Anytime that we wanted to sit on the couch, we couldn't figure out what to do with a cup of coffee or adult beverage and we didn't like using a table. So, here is the solution. I think Lowes got about $20.00 out of me for a piece of red oak, wood plugs, anchors and stain.


----------



## hautevue (Mar 8, 2009)

Looks nice. I assume it does not interfere with the fold out sofa bed when it folds out.

Do sleepers have to be aware of the things to avoid head-butts in the middle of the night? Or are the holders far enough away for the sleepers to not interfere?

Did you fasten it to the wall surface, etc. with plug-style anchors and screws? It looks like you routed the edge--if so, good job.

It looks nice and I think I'll add it to my "to-do" mods for this fall after "trailer" season and before storage for the winter.

Thanks for sharing, esp the photos.


----------



## Matthew (Oct 22, 2008)

Think I will have to do that, I wonder if routing in space to put a Thirsty Stone coaster would work, it would sure be nice to have....


----------



## Up State NY Camper (Apr 7, 2010)

Great idea!


----------



## thefulminator (Aug 8, 2007)

Looks good but I'm not so sure that will handle a 32oz mug of margaritas.


----------



## WWH (May 7, 2010)

That is a really cool and creative idea.

Thanks.


----------



## daslobo777 (Mar 24, 2007)

That is way more classy than our plastic black one. I believe from camping world. The nice thing about the plastic one is it does fold up against the wall and it does have a middle piece to hold a can or glass so as noone can knock it off....husband more so then the kids....ha ha. With the middle piece folded down then you can set a coffee cup on it.
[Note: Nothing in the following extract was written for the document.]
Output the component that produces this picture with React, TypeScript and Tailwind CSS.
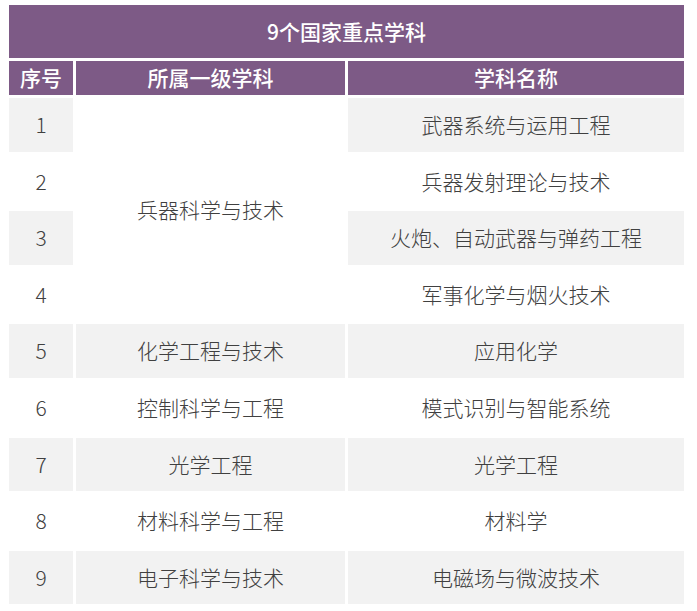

Just thought I would mention it for those who might not be as handy.

I also got tired of where is the kleenix box so we installed the pop a tissue which is very nice. One is on the wall by our couch and the other in the bunk area. No more looking around or the box getting in the way on the counter/table.

Cristy


----------



## Joe/GA (Aug 14, 2009)

Thanks for the compliments, y'all! I mounted the cup shelves with molly bolts so it would be strong. hautevue, they won't interfere with unfolding the bed and won't get in the way of anyone sleeping. Matthew, routing inn a thirsty stone sounds like a good idea. I thought about routing out the center just to make it look better and keep a glass from sliding off. thefulminator, I'm willin' to bet it will hold 32 oz. of Margaritas! daslobo777, not all husbands knock drinks over! LOL! Since it is just my DW and me most of the time, I think this will work well.


----------